Short problem » Would you transcribe the listing that follows, character for character, and omit its images?

——————————

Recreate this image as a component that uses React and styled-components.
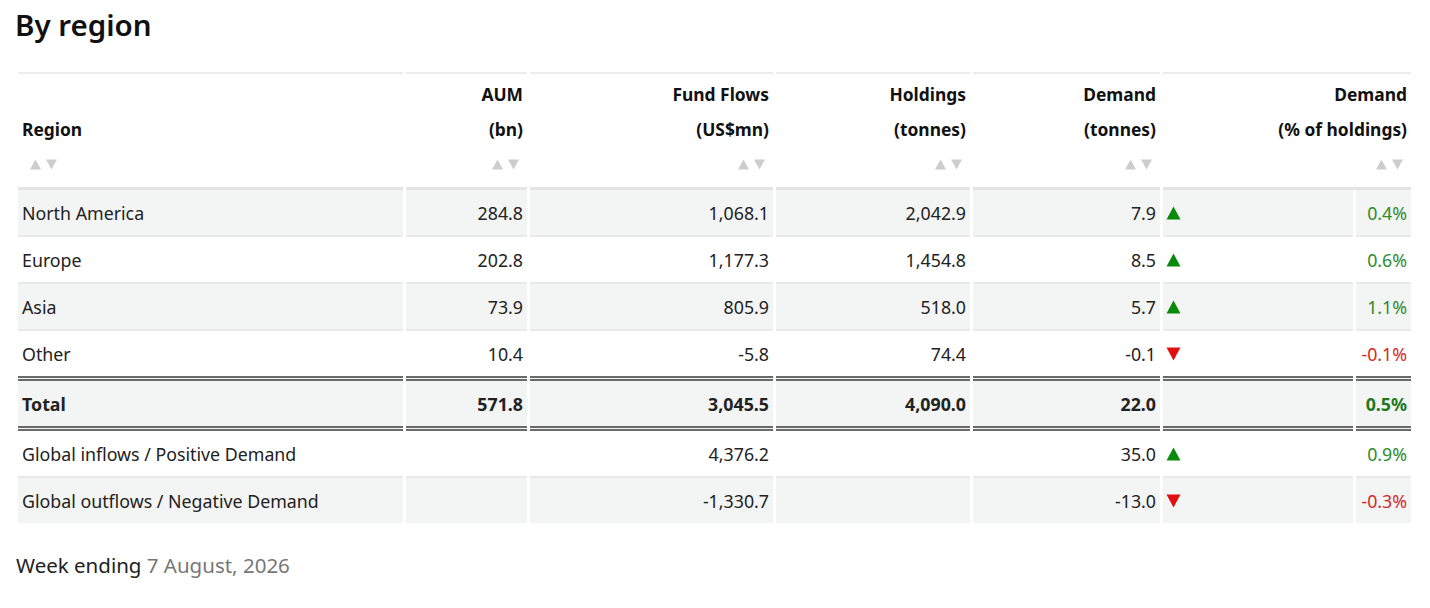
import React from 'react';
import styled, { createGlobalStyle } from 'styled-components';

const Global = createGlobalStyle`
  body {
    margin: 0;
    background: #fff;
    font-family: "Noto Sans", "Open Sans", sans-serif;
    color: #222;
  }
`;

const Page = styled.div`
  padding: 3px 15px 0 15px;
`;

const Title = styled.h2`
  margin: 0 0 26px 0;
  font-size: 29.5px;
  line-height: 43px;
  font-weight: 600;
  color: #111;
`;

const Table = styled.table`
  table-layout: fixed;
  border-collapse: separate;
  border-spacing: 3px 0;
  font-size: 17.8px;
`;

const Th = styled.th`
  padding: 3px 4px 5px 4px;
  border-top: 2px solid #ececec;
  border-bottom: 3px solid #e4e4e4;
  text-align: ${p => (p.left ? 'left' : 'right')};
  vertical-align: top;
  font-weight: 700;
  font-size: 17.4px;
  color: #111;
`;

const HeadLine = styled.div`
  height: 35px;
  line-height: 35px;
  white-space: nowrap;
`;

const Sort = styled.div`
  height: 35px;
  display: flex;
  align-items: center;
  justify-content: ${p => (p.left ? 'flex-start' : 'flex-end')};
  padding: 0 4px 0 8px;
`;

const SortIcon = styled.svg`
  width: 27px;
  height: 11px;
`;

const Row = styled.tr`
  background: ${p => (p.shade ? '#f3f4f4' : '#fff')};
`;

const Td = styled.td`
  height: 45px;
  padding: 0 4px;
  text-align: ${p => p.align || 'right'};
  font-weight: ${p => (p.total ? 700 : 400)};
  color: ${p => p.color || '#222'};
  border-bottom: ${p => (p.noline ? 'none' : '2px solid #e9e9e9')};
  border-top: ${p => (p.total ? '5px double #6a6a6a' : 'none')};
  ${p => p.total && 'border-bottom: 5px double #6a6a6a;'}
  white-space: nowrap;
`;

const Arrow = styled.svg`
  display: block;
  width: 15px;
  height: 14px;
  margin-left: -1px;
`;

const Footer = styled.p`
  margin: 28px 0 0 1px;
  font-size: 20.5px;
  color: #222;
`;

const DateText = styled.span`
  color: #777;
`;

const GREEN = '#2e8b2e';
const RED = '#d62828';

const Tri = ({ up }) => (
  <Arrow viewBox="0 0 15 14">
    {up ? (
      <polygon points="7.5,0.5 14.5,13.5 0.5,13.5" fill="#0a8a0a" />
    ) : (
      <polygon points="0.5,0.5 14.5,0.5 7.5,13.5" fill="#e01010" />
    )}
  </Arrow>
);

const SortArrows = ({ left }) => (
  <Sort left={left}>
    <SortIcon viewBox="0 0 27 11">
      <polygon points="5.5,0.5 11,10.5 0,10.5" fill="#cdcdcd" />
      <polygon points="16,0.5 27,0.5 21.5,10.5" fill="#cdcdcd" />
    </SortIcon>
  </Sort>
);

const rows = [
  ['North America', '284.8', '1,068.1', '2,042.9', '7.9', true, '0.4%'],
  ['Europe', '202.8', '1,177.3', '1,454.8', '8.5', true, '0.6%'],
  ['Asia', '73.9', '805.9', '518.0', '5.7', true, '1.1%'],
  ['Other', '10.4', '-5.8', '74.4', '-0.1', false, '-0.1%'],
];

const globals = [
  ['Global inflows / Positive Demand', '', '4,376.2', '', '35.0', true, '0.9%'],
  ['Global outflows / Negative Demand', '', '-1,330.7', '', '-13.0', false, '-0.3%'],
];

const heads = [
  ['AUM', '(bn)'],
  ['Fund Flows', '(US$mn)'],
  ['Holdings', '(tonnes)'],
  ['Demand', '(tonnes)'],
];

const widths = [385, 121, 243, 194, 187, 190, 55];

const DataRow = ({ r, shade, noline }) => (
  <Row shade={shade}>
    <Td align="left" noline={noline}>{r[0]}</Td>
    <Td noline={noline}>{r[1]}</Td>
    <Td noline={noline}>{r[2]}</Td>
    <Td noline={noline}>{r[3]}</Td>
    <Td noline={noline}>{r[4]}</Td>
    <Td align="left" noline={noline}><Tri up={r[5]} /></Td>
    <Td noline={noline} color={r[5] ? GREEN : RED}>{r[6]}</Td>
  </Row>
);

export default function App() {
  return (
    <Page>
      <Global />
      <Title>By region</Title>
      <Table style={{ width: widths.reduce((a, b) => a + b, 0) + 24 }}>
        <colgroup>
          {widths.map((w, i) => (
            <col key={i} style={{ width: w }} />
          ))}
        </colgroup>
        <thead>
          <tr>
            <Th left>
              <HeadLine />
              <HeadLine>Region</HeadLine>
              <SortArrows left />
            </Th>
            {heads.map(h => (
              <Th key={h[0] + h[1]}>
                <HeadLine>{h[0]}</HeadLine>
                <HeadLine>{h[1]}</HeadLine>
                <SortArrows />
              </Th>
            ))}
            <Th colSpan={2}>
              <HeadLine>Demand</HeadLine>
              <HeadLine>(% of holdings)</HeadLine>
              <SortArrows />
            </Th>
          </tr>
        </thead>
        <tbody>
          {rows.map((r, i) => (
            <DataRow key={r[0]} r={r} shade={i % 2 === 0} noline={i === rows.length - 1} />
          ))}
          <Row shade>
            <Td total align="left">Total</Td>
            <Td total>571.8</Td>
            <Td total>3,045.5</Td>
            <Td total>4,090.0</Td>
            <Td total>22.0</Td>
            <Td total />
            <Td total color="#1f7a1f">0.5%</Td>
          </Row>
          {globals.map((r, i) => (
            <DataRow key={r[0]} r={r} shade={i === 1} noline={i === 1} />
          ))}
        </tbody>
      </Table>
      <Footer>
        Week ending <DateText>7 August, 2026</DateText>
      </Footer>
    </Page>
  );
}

——————————

Correct output »
Recreate this image as a component that uses React and styled-components.
import React from 'react';
import styled, { createGlobalStyle } from 'styled-components';

const Global = createGlobalStyle`
  body {
    margin: 0;
    background: #fff;
    font-family: "Noto Sans", "Open Sans", sans-serif;
    color: #222;
  }
`;

const Page = styled.div`
  padding: 3px 15px 0 15px;
`;

const Title = styled.h2`
  margin: 0 0 26px 0;
  font-size: 29.5px;
  line-height: 43px;
  font-weight: 600;
  color: #111;
`;

const Table = styled.table`
  table-layout: fixed;
  border-collapse: separate;
  border-spacing: 3px 0;
  font-size: 17.8px;
`;

const Th = styled.th`
  padding: 3px 4px 5px 4px;
  border-top: 2px solid #ececec;
  border-bottom: 3px solid #e4e4e4;
  text-align: ${p => (p.left ? 'left' : 'right')};
  vertical-align: top;
  font-weight: 700;
  font-size: 17.4px;
  color: #111;
`;

const HeadLine = styled.div`
  height: 35px;
  line-height: 35px;
  white-space: nowrap;
`;

const Sort = styled.div`
  height: 35px;
  display: flex;
  align-items: center;
  justify-content: ${p => (p.left ? 'flex-start' : 'flex-end')};
  padding: 0 4px 0 8px;
`;

const SortIcon = styled.svg`
  width: 27px;
  height: 11px;
`;

const Row = styled.tr`
  background: ${p => (p.shade ? '#f3f4f4' : '#fff')};
`;

const Td = styled.td`
  height: 45px;
  padding: 0 4px;
  text-align: ${p => p.align || 'right'};
  font-weight: ${p => (p.total ? 700 : 400)};
  color: ${p => p.color || '#222'};
  border-bottom: ${p => (p.noline ? 'none' : '2px solid #e9e9e9')};
  border-top: ${p => (p.total ? '5px double #6a6a6a' : 'none')};
  ${p => p.total && 'border-bottom: 5px double #6a6a6a;'}
  white-space: nowrap;
`;

const Arrow = styled.svg`
  display: block;
  width: 15px;
  height: 14px;
  margin-left: -1px;
`;

const Footer = styled.p`
  margin: 28px 0 0 1px;
  font-size: 20.5px;
  color: #222;
`;

const DateText = styled.span`
  color: #777;
`;

const GREEN = '#2e8b2e';
const RED = '#d62828';

const Tri = ({ up }) => (
  <Arrow viewBox="0 0 15 14">
    {up ? (
      <polygon points="7.5,0.5 14.5,13.5 0.5,13.5" fill="#0a8a0a" />
    ) : (
      <polygon points="0.5,0.5 14.5,0.5 7.5,13.5" fill="#e01010" />
    )}
  </Arrow>
);

const SortArrows = ({ left }) => (
  <Sort left={left}>
    <SortIcon viewBox="0 0 27 11">
      <polygon points="5.5,0.5 11,10.5 0,10.5" fill="#cdcdcd" />
      <polygon points="16,0.5 27,0.5 21.5,10.5" fill="#cdcdcd" />
    </SortIcon>
  </Sort>
);

const rows = [
  ['North America', '284.8', '1,068.1', '2,042.9', '7.9', true, '0.4%'],
  ['Europe', '202.8', '1,177.3', '1,454.8', '8.5', true, '0.6%'],
  ['Asia', '73.9', '805.9', '518.0', '5.7', true, '1.1%'],
  ['Other', '10.4', '-5.8', '74.4', '-0.1', false, '-0.1%'],
];

const globals = [
  ['Global inflows / Positive Demand', '', '4,376.2', '', '35.0', true, '0.9%'],
  ['Global outflows / Negative Demand', '', '-1,330.7', '', '-13.0', false, '-0.3%'],
];

const heads = [
  ['AUM', '(bn)'],
  ['Fund Flows', '(US$mn)'],
  ['Holdings', '(tonnes)'],
  ['Demand', '(tonnes)'],
];

const widths = [385, 121, 243, 194, 187, 190, 55];

const DataRow = ({ r, shade, noline }) => (
  <Row shade={shade}>
    <Td align="left" noline={noline}>{r[0]}</Td>
    <Td noline={noline}>{r[1]}</Td>
    <Td noline={noline}>{r[2]}</Td>
    <Td noline={noline}>{r[3]}</Td>
    <Td noline={noline}>{r[4]}</Td>
    <Td align="left" noline={noline}><Tri up={r[5]} /></Td>
    <Td noline={noline} color={r[5] ? GREEN : RED}>{r[6]}</Td>
  </Row>
);

export default function App() {
  return (
    <Page>
      <Global />
      <Title>By region</Title>
      <Table style={{ width: widths.reduce((a, b) => a + b, 0) + 24 }}>
        <colgroup>
          {widths.map((w, i) => (
            <col key={i} style={{ width: w }} />
          ))}
        </colgroup>
        <thead>
          <tr>
            <Th left>
              <HeadLine />
              <HeadLine>Region</HeadLine>
              <SortArrows left />
            </Th>
            {heads.map(h => (
              <Th key={h[0] + h[1]}>
                <HeadLine>{h[0]}</HeadLine>
                <HeadLine>{h[1]}</HeadLine>
                <SortArrows />
              </Th>
            ))}
            <Th colSpan={2}>
              <HeadLine>Demand</HeadLine>
              <HeadLine>(% of holdings)</HeadLine>
              <SortArrows />
            </Th>
          </tr>
        </thead>
        <tbody>
          {rows.map((r, i) => (
            <DataRow key={r[0]} r={r} shade={i % 2 === 0} noline={i === rows.length - 1} />
          ))}
          <Row shade>
            <Td total align="left">Total</Td>
            <Td total>571.8</Td>
            <Td total>3,045.5</Td>
            <Td total>4,090.0</Td>
            <Td total>22.0</Td>
            <Td total />
            <Td total color="#1f7a1f">0.5%</Td>
          </Row>
          {globals.map((r, i) => (
            <DataRow key={r[0]} r={r} shade={i === 1} noline={i === 1} />
          ))}
        </tbody>
      </Table>
      <Footer>
        Week ending <DateText>7 August, 2026</DateText>
      </Footer>
    </Page>
  );
}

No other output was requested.